Dans les limites de son objectif, annoncé clairement au moins dès que l’action ne quitte quasiment plus le cadre restreint des réunions de rédaction et des démarches d’enquête sur le terrain, le film fait preuve d’une intelligence appréciable. Le récit s’interdit tout coup de théâtre tendancieux. Et si par mégarde le montage parallèle s’adonne à une montée de tension directive, les faits en apparence clairs sont vite relativisés par les bâtons mis de façon plus ou moins volontaire entre les roues des journalistes. Car la vérité la plus précieuse qui ressort du scénario solide est que les choses changent très lentement : le statu quo d’une communauté, aussi intenable soit-il, ne va pas être mis sens dessus dessous du jour au lendemain, juste parce que la conscience de quelques hommes et femmes bien intentionnés s’est réveillée soudainement. Grâce à ce constat nuancé, le propos du film reste lucide, sans entrer dans le cercle vicieux des manipulations voyantes de l’opinion du spectateur.
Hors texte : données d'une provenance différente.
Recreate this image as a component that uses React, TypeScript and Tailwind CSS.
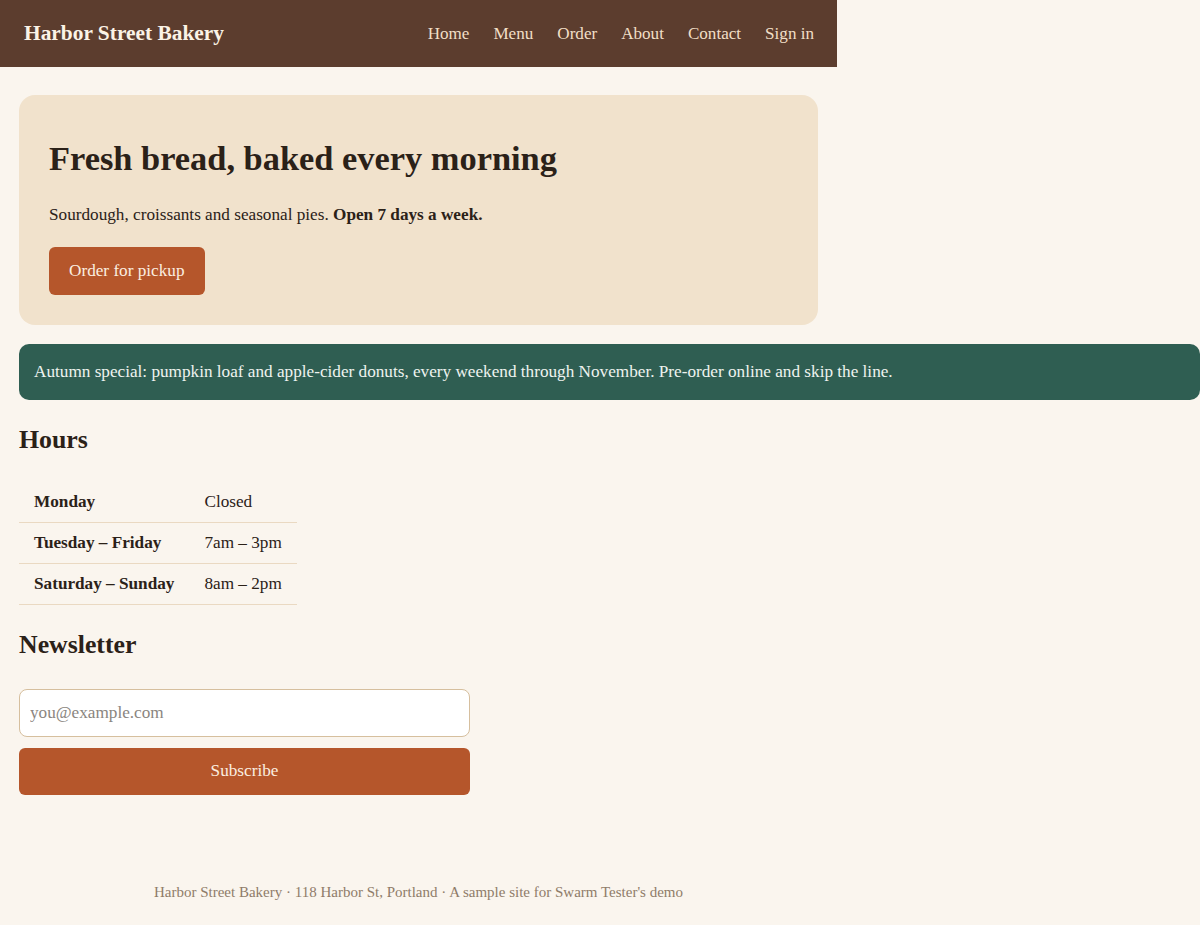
import React from "react";

const serif = { fontFamily: '"Liberation Serif", "Times New Roman", serif' };

const hours = [
  { day: "Monday", time: "Closed" },
  { day: "Tuesday – Friday", time: "7am – 3pm" },
  { day: "Saturday – Sunday", time: "8am – 2pm" },
];

const links = ["Home", "Menu", "Order", "About", "Contact", "Sign in"];

export default function App() {
  return (
    <div className="min-h-[925px] bg-[#faf5ee] text-[#2b2118]" style={serif}>
      <div className="w-[837px]">
        <header className="flex h-[67px] items-center justify-between bg-[#5c3d2e] pl-6 pr-[23px]">
          <span className="text-[21.4px] font-bold text-[#fbf3e6]">Harbor Street Bakery</span>
          <nav className="flex gap-6 text-[17.1px] text-[#f1dfc6]">
            {links.map((l) => (
              <a key={l} href="#">
                {l}
              </a>
            ))}
          </nav>
        </header>

        <main className="px-[19px] pt-[28px]">
          <section className="rounded-2xl bg-[#f1e2cc] px-[30px] pb-[30px] pt-[42px]">
            <h1 className="text-[34.4px] font-bold leading-tight">Fresh bread, baked every morning</h1>
            <p className="mt-[22px] text-[17.2px]">
              Sourdough, croissants and seasonal pies. <strong>Open 7 days a week.</strong>
            </p>
            <button className="mt-[19px] h-[48px] rounded-md bg-[#b5562b] px-[20px] text-[17.2px] text-[#fbeee0]">
              Order for pickup
            </button>
          </section>

          <div className="mt-[19px] flex h-[56px] w-[1181px] items-center rounded-[10px] bg-[#2f5e52] px-[15px] text-[17.2px] text-[#eef3ef]">
            Autumn special: pumpkin loaf and apple-cider donuts, every weekend through November. Pre-order online and
            skip the line.
          </div>

          <h2 className="mt-[21px] text-[25.8px] font-bold">Hours</h2>
          <table className="mt-[22px] border-collapse text-[17.2px]">
            <tbody>
              {hours.map((h) => (
                <tr key={h.day} className="h-[41px] border-b border-[#ead9c2]">
                  <td className="pl-[15px] pr-[30px] font-bold">{h.day}</td>
                  <td className="pr-[15px]">{h.time}</td>
                </tr>
              ))}
            </tbody>
          </table>

          <h2 className="mt-[21px] text-[25.8px] font-bold">Newsletter</h2>
          <div className="mt-[24px] flex w-[451px] flex-col gap-[11px]">
            <input
              type="email"
              placeholder="you@example.com"
              className="h-[48px] rounded-lg border border-[#d6bf9e] bg-white px-[10px] text-[17.2px] placeholder:text-[#8a8580] outline-none"
            />
            <button className="h-[47px] rounded-md bg-[#b5562b] text-[17.2px] text-[#fbeee0]">Subscribe</button>
          </div>
        </main>

        <footer className="mt-[86px] text-center text-[15px] text-[#8f7c69]">
          Harbor Street Bakery · 118 Harbor St, Portland · A sample site for Swarm Tester's demo
        </footer>
      </div>
    </div>
  );
}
Ce qu’il perd en impact émotionnel, il le gagne en impartialité. Vu que nous avons surtout apprécié certains des films précédents du réalisateur, comme The Station agent et The Visitor, pour leur capacité de créer la symbiose saisissante entre le sort de l’individu et l’engrenage de faits qui le dépassent, nous ne pouvons être que légèrement déçu face à ce film tout à fait respectable et nullement spectaculaire.

Conclusion

Spotlight suit avec application le travail de détective de quelques journalistes d’exception. Il le fait sans esbroufe formelle, mais avec un sens aigu pour les faits les plus parlants dans le contexte d’un scandale à fort potentiel polémique. Les interprétations sont à la hauteur de ce projet louable, notamment celles de Michael Keaton et de Mark Ruffalo en tant que collègues animés par le même esprit d’excellence, qu’ils vivent pourtant différemment au jour le jour.